= Instructions for the task =
Copy the listing below in full and skip every picture.

## BEGIN

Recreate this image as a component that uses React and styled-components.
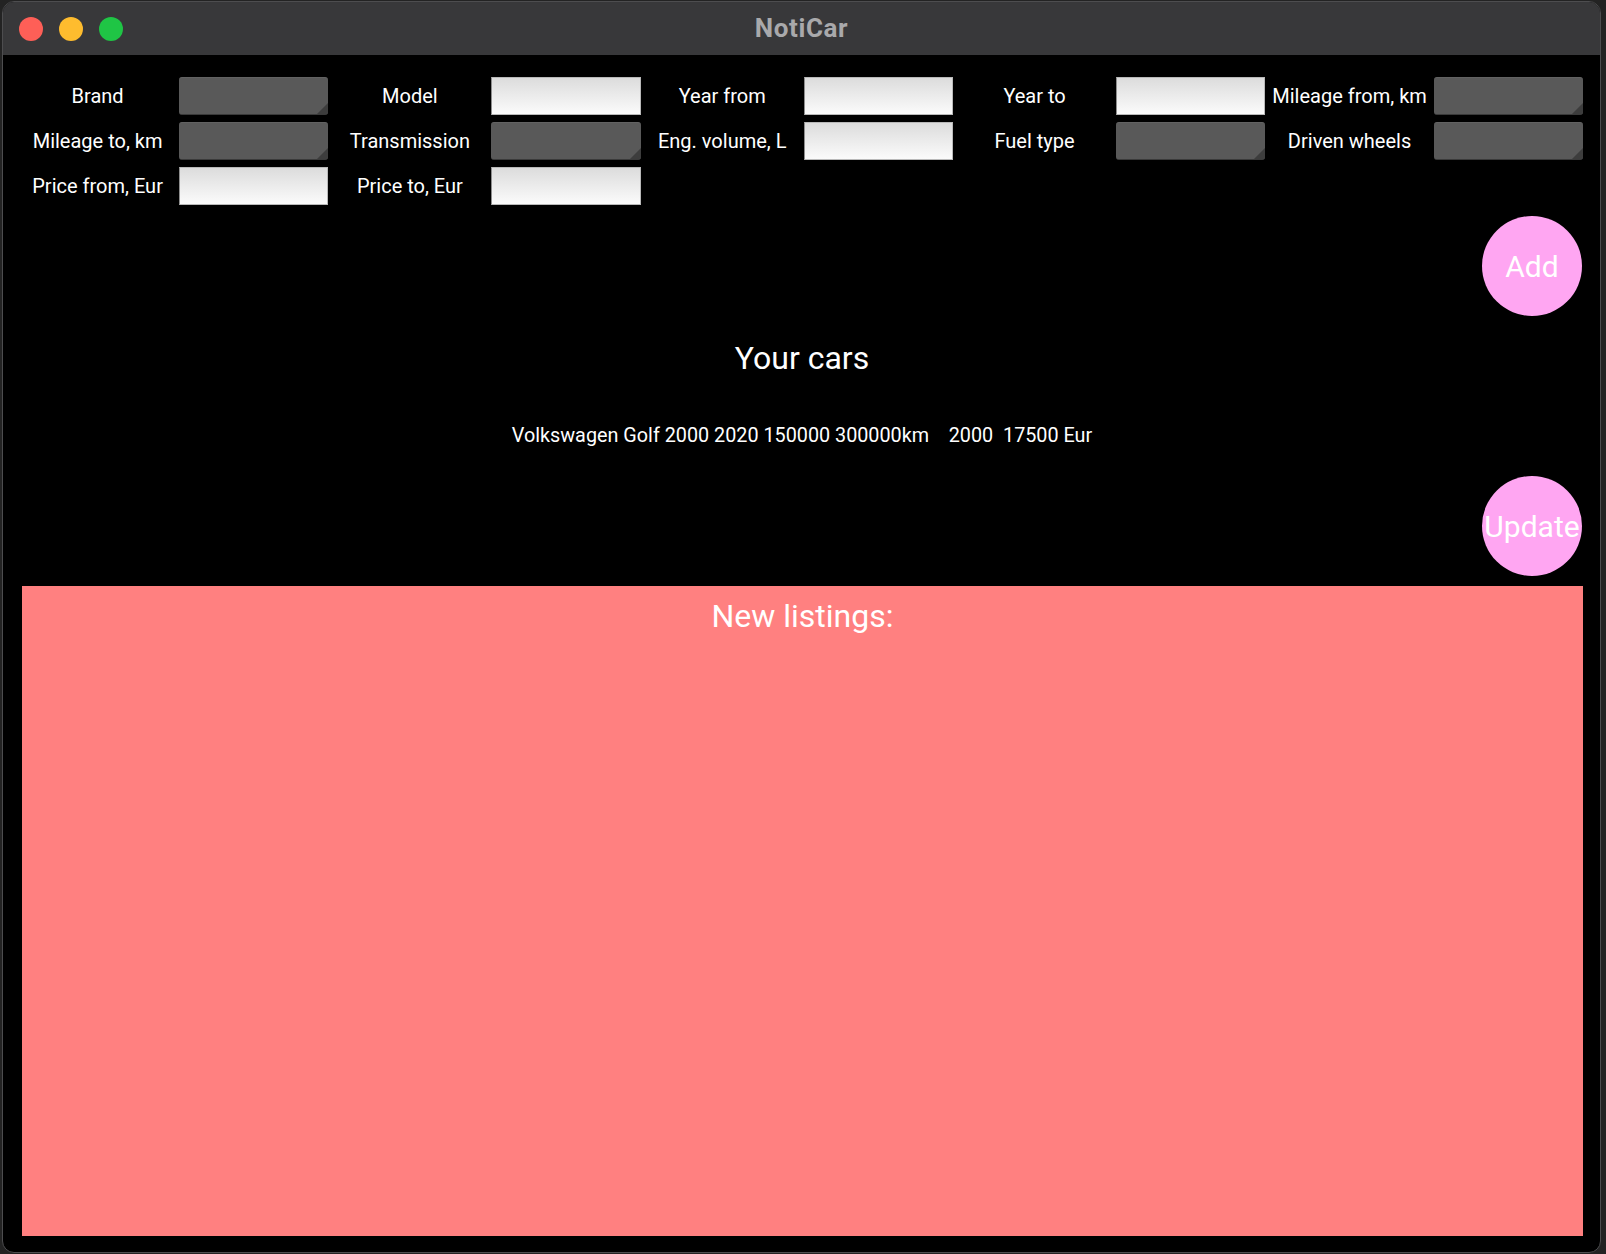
import styled, { createGlobalStyle } from "styled-components";

const GlobalStyle = createGlobalStyle`
  html, body {
    margin: 0;
    padding: 0;
    background: #232323;
  }
  body {
    font-family: Roboto, "Liberation Sans", sans-serif;
  }
  * {
    box-sizing: border-box;
  }
`;

const fields = [
  { label: "Brand", kind: "spinner" },
  { label: "Model", kind: "text" },
  { label: "Year from", kind: "text" },
  { label: "Year to", kind: "text" },
  { label: "Mileage from, km", kind: "spinner" },
  { label: "Mileage to, km", kind: "spinner" },
  { label: "Transmission", kind: "spinner" },
  { label: "Eng. volume, L", kind: "text" },
  { label: "Fuel type", kind: "spinner" },
  { label: "Driven wheels", kind: "spinner" },
  { label: "Price from, Eur", kind: "text" },
  { label: "Price to, Eur", kind: "text" },
];

const lights = ["#fe5f57", "#febc2e", "#1fc545"];

export default function App() {
  return (
    <>
      <GlobalStyle />
      <Window>
        <TitleBar>
          <Lights>
            {lights.map((c) => (
              <Light key={c} color={c} />
            ))}
          </Lights>
          <Title>NotiCar</Title>
          <span />
        </TitleBar>
        <Content>
          <FormGrid>
            {fields.map((f) => (
              <Field key={f.label} f={f} />
            ))}
          </FormGrid>
          <RoundButton>Add</RoundButton>
          <Heading>Your cars</Heading>
          <CarLine>
            {"Volkswagen Golf 2000 2020 150000 300000km    2000  17500 Eur"}
          </CarLine>
          <RoundButton $top={28}>Update</RoundButton>
          <Listings>
            <Heading $plain>New listings:</Heading>
          </Listings>
        </Content>
      </Window>
    </>
  );
}

function Field({ f }) {
  return (
    <>
      <Label>{f.label}</Label>
      {f.kind === "spinner" ? <Spinner type="button" /> : <TextBox type="text" />}
    </>
  );
}

const Window = styled.div`
  margin: 1px 0 0 2px;
  width: 1599px;
  height: 1252px;
  background: #000;
  border: 1px solid #4d4d4f;
  border-radius: 12px;
  overflow: hidden;
  display: flex;
  flex-direction: column;
`;

const TitleBar = styled.div`
  height: 53px;
  flex-shrink: 0;
  background: #38383a;
  display: grid;
  grid-template-columns: 1fr auto 1fr;
  align-items: center;
`;

const Lights = styled.div`
  display: flex;
  gap: 16px;
  padding-left: 16px;
`;

const Light = styled.span`
  width: 24px;
  height: 24px;
  border-radius: 50%;
  background: ${(p) => p.color};
`;

const Title = styled.div`
  color: #a9a9ab;
  font-family: Roboto, "Liberation Sans", sans-serif;
  font-weight: 700;
  font-size: 26px;
  letter-spacing: 0.6px;
  margin-top: -2px;
`;

const Content = styled.div`
  flex: 1;
  display: flex;
  flex-direction: column;
  padding: 22px 18px 0 19px;
`;

const FormGrid = styled.div`
  width: 1560px;
  margin-left: 1px;
  display: grid;
  grid-template-columns: repeat(10, 1fr);
  grid-auto-rows: 38px;
  column-gap: 7px;
  row-gap: 7px;
`;

const Label = styled.div`
  color: #fff;
  font-size: 20px;
  line-height: 38px;
  text-align: center;
  white-space: nowrap;
  display: flex;
  justify-content: center;
`;

const Spinner = styled.button`
  position: relative;
  margin: 0;
  padding: 0;
  width: 100%;
  height: 38px;
  background: #595959;
  border: none;
  border-top: 1px solid #626262;
  border-bottom: 1px solid #3a3a3a;
  border-radius: 3px;
  overflow: hidden;
  &::after {
    content: "";
    position: absolute;
    right: 0;
    bottom: 0;
    border-left: 11px solid transparent;
    border-bottom: 11px solid #3d3d3d;
  }
`;

const TextBox = styled.input`
  margin: 0;
  width: 100%;
  height: 38px;
  border: 1px solid #b9b9b9;
  border-left-color: #8d8d8d;
  background: linear-gradient(#dcdcdc, #fbfbfb);
  outline: none;
`;

const RoundButton = styled.button`
  align-self: flex-end;
  margin-top: ${(p) => p.$top ?? 11}px;
  width: 100px;
  height: 100px;
  border: none;
  border-radius: 50%;
  background: #ffa6f2;
  color: #fff;
  font-family: Roboto, "Liberation Sans", sans-serif;
  font-size: 30px;
  padding: 0;
  display: flex;
  align-items: center;
  justify-content: center;
  white-space: nowrap;
  overflow: visible;
`;

const Heading = styled.div`
  margin-top: ${(p) => (p.$plain ? 0 : 24)}px;
  color: #fff;
  font-size: 32px;
  line-height: 36px;
  text-align: center;
`;

const CarLine = styled.div`
  margin-top: 48px;
  color: #fff;
  font-size: 19.8px;
  line-height: 24px;
  text-align: center;
  white-space: pre;
`;

const Listings = styled.div`
  margin-top: 10px;
  width: 1561px;
  height: 650px;
  background: #ff8080;
  padding-top: 12px;
`;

## END

= Exercise output =
Recreate this image as a component that uses React and styled-components.
import styled, { createGlobalStyle } from "styled-components";

const GlobalStyle = createGlobalStyle`
  html, body {
    margin: 0;
    padding: 0;
    background: #232323;
  }
  body {
    font-family: Roboto, "Liberation Sans", sans-serif;
  }
  * {
    box-sizing: border-box;
  }
`;

const fields = [
  { label: "Brand", kind: "spinner" },
  { label: "Model", kind: "text" },
  { label: "Year from", kind: "text" },
  { label: "Year to", kind: "text" },
  { label: "Mileage from, km", kind: "spinner" },
  { label: "Mileage to, km", kind: "spinner" },
  { label: "Transmission", kind: "spinner" },
  { label: "Eng. volume, L", kind: "text" },
  { label: "Fuel type", kind: "spinner" },
  { label: "Driven wheels", kind: "spinner" },
  { label: "Price from, Eur", kind: "text" },
  { label: "Price to, Eur", kind: "text" },
];

const lights = ["#fe5f57", "#febc2e", "#1fc545"];

export default function App() {
  return (
    <>
      <GlobalStyle />
      <Window>
        <TitleBar>
          <Lights>
            {lights.map((c) => (
              <Light key={c} color={c} />
            ))}
          </Lights>
          <Title>NotiCar</Title>
          <span />
        </TitleBar>
        <Content>
          <FormGrid>
            {fields.map((f) => (
              <Field key={f.label} f={f} />
            ))}
          </FormGrid>
          <RoundButton>Add</RoundButton>
          <Heading>Your cars</Heading>
          <CarLine>
            {"Volkswagen Golf 2000 2020 150000 300000km    2000  17500 Eur"}
          </CarLine>
          <RoundButton $top={28}>Update</RoundButton>
          <Listings>
            <Heading $plain>New listings:</Heading>
          </Listings>
        </Content>
      </Window>
    </>
  );
}

function Field({ f }) {
  return (
    <>
      <Label>{f.label}</Label>
      {f.kind === "spinner" ? <Spinner type="button" /> : <TextBox type="text" />}
    </>
  );
}

const Window = styled.div`
  margin: 1px 0 0 2px;
  width: 1599px;
  height: 1252px;
  background: #000;
  border: 1px solid #4d4d4f;
  border-radius: 12px;
  overflow: hidden;
  display: flex;
  flex-direction: column;
`;

const TitleBar = styled.div`
  height: 53px;
  flex-shrink: 0;
  background: #38383a;
  display: grid;
  grid-template-columns: 1fr auto 1fr;
  align-items: center;
`;

const Lights = styled.div`
  display: flex;
  gap: 16px;
  padding-left: 16px;
`;

const Light = styled.span`
  width: 24px;
  height: 24px;
  border-radius: 50%;
  background: ${(p) => p.color};
`;

const Title = styled.div`
  color: #a9a9ab;
  font-family: Roboto, "Liberation Sans", sans-serif;
  font-weight: 700;
  font-size: 26px;
  letter-spacing: 0.6px;
  margin-top: -2px;
`;

const Content = styled.div`
  flex: 1;
  display: flex;
  flex-direction: column;
  padding: 22px 18px 0 19px;
`;

const FormGrid = styled.div`
  width: 1560px;
  margin-left: 1px;
  display: grid;
  grid-template-columns: repeat(10, 1fr);
  grid-auto-rows: 38px;
  column-gap: 7px;
  row-gap: 7px;
`;

const Label = styled.div`
  color: #fff;
  font-size: 20px;
  line-height: 38px;
  text-align: center;
  white-space: nowrap;
  display: flex;
  justify-content: center;
`;

const Spinner = styled.button`
  position: relative;
  margin: 0;
  padding: 0;
  width: 100%;
  height: 38px;
  background: #595959;
  border: none;
  border-top: 1px solid #626262;
  border-bottom: 1px solid #3a3a3a;
  border-radius: 3px;
  overflow: hidden;
  &::after {
    content: "";
    position: absolute;
    right: 0;
    bottom: 0;
    border-left: 11px solid transparent;
    border-bottom: 11px solid #3d3d3d;
  }
`;

const TextBox = styled.input`
  margin: 0;
  width: 100%;
  height: 38px;
  border: 1px solid #b9b9b9;
  border-left-color: #8d8d8d;
  background: linear-gradient(#dcdcdc, #fbfbfb);
  outline: none;
`;

const RoundButton = styled.button`
  align-self: flex-end;
  margin-top: ${(p) => p.$top ?? 11}px;
  width: 100px;
  height: 100px;
  border: none;
  border-radius: 50%;
  background: #ffa6f2;
  color: #fff;
  font-family: Roboto, "Liberation Sans", sans-serif;
  font-size: 30px;
  padding: 0;
  display: flex;
  align-items: center;
  justify-content: center;
  white-space: nowrap;
  overflow: visible;
`;

const Heading = styled.div`
  margin-top: ${(p) => (p.$plain ? 0 : 24)}px;
  color: #fff;
  font-size: 32px;
  line-height: 36px;
  text-align: center;
`;

const CarLine = styled.div`
  margin-top: 48px;
  color: #fff;
  font-size: 19.8px;
  line-height: 24px;
  text-align: center;
  white-space: pre;
`;

const Listings = styled.div`
  margin-top: 10px;
  width: 1561px;
  height: 650px;
  background: #ff8080;
  padding-top: 12px;
`;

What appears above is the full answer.